The commonality of these five artists is determined by their individualized focus on conveying their personal messages-whether it is with their life's blood, photographs of corpses, contemporary and mythical iconography and extenuating circumstances.

PRESS RELEASE FOR SMALL (THOUGH YOUR HEART IS BREAKING)
Gallery 1927 presents Small (though your heart is breaking)


Gallery 1927 presents Small (though your heart is breaking), a group show featuring work from seventeen artists and designers. Small opens for viewing Monday, July 6th with an opening reception on Thursday, July 9th 6-9 pm. It will remain on view through August 7th.
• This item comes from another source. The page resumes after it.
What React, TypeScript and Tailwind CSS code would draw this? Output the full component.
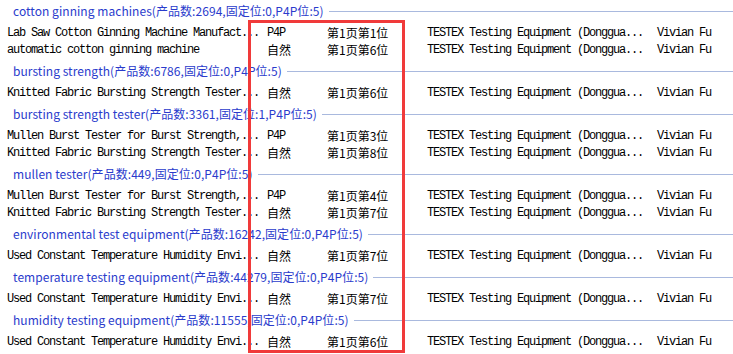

Each artist will display a piece that is limited in size to a 4” cube or smaller. This limitation creates an opportunity to observe how different artists approach the same specification. For the gallery, the miniature dimensions of the work inside the display cases will challenge the feeling that the size of the work match the size of the space. Additionally the idea of a size limitation references the idea of a recession, addresses creating work in a small work space, and allows small work to be powerful and engaging opposed to the strength often attributed to larger work.
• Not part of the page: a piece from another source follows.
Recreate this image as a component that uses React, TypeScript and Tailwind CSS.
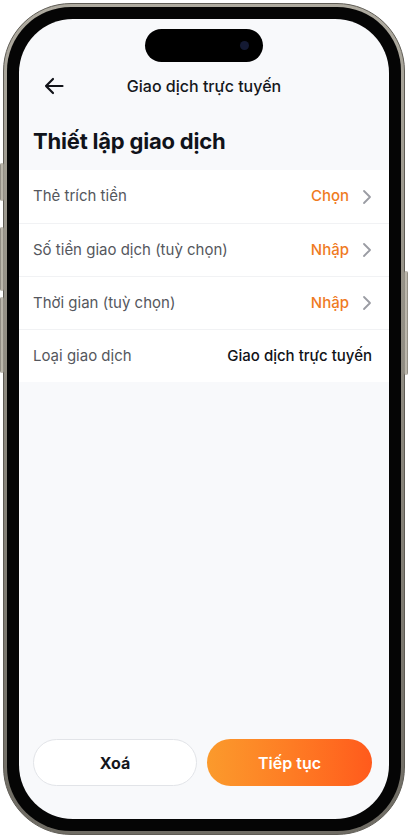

Gallery 1927 is located in between Flower and Figueroa on 7th street in Downtown Los Angeles in the Historic Fine Arts Building (811 West 7th Street, Los Angeles, CA 90017). Gallery 1927 is open 7 days a week, 9am-7pm or by appointment. Gallery 1927 is accessible by the Metro and there is ample parking lots and metered parking. For more information please refer to gallery1927.com. Gallery 1927 is part of the Downtown Art Walk.
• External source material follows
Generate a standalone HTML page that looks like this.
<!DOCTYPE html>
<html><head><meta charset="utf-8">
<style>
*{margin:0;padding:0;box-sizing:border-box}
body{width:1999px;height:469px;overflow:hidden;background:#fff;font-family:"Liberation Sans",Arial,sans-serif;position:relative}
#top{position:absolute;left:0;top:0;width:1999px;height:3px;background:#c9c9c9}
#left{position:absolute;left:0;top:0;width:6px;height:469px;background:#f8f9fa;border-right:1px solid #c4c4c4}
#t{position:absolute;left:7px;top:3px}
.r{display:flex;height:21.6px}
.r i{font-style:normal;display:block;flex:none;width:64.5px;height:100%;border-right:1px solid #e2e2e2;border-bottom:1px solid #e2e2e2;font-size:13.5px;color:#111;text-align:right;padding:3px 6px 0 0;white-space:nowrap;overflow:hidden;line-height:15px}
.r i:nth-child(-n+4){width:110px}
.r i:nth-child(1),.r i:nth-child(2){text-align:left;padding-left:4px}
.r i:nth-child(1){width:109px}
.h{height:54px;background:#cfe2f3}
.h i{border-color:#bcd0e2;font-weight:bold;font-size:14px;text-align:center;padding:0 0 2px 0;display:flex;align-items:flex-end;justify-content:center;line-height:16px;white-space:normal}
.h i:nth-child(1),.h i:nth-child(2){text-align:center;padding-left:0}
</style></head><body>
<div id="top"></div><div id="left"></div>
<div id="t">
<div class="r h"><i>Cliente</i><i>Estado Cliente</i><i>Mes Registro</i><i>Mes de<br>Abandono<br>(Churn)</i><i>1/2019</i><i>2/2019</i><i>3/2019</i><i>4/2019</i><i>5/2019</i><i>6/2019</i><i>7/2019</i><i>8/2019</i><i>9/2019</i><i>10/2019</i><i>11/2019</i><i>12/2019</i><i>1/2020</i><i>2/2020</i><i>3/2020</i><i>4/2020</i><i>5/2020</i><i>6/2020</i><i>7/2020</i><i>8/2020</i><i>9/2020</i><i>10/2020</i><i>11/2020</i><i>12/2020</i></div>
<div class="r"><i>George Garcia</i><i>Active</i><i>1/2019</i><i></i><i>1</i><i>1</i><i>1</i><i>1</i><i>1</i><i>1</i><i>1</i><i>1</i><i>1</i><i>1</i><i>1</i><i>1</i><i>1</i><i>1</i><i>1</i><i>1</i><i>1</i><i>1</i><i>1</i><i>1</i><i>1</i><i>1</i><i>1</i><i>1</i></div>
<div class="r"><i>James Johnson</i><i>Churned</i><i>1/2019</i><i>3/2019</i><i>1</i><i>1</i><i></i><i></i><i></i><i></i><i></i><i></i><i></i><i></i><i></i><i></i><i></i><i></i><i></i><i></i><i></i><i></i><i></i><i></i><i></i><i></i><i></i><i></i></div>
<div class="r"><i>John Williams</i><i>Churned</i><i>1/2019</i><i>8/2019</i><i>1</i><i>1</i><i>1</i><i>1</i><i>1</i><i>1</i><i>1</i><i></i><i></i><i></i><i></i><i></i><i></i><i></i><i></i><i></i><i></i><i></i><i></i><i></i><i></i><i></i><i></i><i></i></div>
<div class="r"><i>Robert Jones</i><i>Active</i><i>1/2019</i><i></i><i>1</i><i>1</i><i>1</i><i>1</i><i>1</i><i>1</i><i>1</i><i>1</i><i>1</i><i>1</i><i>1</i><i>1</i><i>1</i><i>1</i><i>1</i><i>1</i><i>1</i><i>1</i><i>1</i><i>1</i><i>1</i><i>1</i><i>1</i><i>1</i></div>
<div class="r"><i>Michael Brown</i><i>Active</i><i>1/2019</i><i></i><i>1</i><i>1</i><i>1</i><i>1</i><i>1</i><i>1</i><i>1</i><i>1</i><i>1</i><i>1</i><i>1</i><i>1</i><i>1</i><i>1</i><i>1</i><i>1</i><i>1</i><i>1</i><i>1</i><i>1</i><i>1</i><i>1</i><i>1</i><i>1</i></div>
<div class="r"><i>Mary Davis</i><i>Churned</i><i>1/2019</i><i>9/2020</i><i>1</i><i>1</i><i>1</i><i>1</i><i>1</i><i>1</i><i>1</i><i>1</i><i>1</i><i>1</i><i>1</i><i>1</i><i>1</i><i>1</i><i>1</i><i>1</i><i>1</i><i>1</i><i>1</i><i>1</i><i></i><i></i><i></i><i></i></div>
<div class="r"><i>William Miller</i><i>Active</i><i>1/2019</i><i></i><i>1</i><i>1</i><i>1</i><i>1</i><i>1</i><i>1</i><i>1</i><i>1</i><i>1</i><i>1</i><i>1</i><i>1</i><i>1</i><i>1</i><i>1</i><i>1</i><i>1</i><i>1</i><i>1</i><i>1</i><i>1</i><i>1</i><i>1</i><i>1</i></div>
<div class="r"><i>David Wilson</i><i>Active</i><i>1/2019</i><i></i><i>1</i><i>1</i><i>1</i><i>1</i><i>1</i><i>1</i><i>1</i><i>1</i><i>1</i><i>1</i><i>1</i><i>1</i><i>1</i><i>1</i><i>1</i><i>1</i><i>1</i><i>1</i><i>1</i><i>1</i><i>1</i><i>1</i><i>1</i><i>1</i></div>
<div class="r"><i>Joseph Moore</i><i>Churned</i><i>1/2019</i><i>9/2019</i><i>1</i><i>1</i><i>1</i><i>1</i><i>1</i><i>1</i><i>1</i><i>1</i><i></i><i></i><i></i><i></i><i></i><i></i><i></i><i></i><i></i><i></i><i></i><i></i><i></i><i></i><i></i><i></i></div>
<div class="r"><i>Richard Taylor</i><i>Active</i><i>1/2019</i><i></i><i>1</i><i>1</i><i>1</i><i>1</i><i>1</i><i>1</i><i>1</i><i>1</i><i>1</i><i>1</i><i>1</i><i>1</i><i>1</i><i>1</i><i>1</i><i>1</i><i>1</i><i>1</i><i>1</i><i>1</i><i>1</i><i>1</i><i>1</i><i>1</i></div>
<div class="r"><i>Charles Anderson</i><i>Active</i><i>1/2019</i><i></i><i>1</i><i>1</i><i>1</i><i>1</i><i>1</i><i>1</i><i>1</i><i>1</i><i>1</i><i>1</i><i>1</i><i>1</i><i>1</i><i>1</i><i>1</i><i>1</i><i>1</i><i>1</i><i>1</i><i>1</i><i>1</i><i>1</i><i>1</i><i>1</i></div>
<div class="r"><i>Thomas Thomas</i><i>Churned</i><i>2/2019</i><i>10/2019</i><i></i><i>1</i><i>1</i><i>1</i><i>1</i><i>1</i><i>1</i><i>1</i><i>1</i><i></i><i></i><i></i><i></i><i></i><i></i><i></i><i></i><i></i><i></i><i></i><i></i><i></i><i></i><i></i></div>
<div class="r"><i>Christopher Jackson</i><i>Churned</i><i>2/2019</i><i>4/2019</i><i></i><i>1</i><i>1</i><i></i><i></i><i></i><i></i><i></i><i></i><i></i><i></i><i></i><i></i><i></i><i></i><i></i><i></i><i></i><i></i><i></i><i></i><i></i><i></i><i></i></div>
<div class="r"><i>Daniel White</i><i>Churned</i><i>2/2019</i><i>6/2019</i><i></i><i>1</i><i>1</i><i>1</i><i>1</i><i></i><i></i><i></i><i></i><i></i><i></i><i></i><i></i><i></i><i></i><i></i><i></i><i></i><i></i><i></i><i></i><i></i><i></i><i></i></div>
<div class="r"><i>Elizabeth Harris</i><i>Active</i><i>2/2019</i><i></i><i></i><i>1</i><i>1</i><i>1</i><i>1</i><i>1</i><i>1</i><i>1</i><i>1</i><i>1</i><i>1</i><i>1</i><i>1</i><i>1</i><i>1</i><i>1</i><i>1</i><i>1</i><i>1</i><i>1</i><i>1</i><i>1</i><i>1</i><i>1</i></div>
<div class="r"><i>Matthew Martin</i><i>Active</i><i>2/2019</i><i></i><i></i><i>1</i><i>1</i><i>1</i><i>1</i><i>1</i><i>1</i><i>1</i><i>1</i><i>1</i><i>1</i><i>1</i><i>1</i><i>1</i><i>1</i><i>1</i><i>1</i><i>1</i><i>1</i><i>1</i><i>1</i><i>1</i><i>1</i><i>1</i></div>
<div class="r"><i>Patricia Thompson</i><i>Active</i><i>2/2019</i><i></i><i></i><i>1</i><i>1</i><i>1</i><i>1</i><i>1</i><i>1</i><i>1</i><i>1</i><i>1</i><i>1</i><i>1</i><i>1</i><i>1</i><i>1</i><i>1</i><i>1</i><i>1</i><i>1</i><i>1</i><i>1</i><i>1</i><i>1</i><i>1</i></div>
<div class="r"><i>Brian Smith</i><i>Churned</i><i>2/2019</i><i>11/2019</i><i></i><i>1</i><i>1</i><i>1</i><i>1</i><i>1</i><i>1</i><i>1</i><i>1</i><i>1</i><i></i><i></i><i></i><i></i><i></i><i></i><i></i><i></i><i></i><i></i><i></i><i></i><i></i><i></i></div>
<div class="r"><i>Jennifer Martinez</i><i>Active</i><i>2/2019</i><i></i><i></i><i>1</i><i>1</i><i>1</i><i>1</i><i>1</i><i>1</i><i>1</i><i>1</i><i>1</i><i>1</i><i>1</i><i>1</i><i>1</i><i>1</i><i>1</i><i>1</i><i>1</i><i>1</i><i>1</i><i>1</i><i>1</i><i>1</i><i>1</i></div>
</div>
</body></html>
Los Angeles based food company Pop-Up will be debuting their saleables in addition to the standard fare. Be one of the first to enjoy their skewered treats. Please visit www.uppopspopup.com for more information.



Featured Artists:


Audrey Chan

Vanessa Chow

Ashley Coon

Kristin Crammermeyer

Greg Curtis

Rashell George

Rebecca Gottesman

Joshua Howell

Jason Kunke

Kelli Manthei

James Melinat

Casey Mixter

Suzanne Oshinksy

Nate Page

Dharmesh Patel

Kaitlynn Redell

Anna Skarbek
PRESS RELEASE FOR TALES OF THE FLESH
Tales of the Flesh

Carole Caroompas
Kaitlynn Redell
Aaron Sheppard
Arne Svenson
Liz Young


June 13 – July 18, 2009


Opening reception :
Saturday, June 13th 5-8pm


Western Project is proud to present Tales of the Flesh, a group exhibition examining the human figure as a narrative source. Each of these five artists work with the figure/body as an origin of story telling for political, social, historical and/or erotic purposes. Carole Caroompas has used the figure for thirty years to examine issues of power and gender between men and women. Her series, Before and After Frankenstein: The Woman Who Knew Too Much, reworks our assumptions of relationships and myths in ribald and collaged imagery. Her use of the figure is theatrical, incisive and verges on the taboo. Newcomer Kaitlynn Redell cuts and reassembles rock and movie posters to illuminate our notions of ‘the exotic’ and its racist implications in inherent in Western Pop culture. Redell’s constructions are unabashedly aesthetic and covertly seduce the viewer with tales of hubris and glamour. Arne Svenson’s forensic sculpture Portraits are both haunting and alluring. His subject is the dead and forgotten, and his images are strangely elegant reminders of the unfinished stories of real lives. Also included, Svenson’s book of mismatched eyes is a slightly lighter kind of provocation; large color images floating in a text-less format. The cliché: the eyes are the windows of the soul, is charred with the artist’s new kind of taxidermy. Liz Young’s standing wood-grained male sculpture and small blood painted portraits are interpretations of family intimacy and history. Adept with materials, Young makes each work a loaded narrative, unveiled and raw. Aaron Sheppard’s elaborate paintings dredge Eros from the ether; monuments of erotic iconography, untamed and obsessive. His female imagery is Dionysian and fantastic, recalling William Blake’s dark and swirling watercolors, but huge in scale. Both Young and Sheppard navigate a territory personal and untamed.
Together these artists revel in the tradition of telling tales of what it is to be human in the 21st century.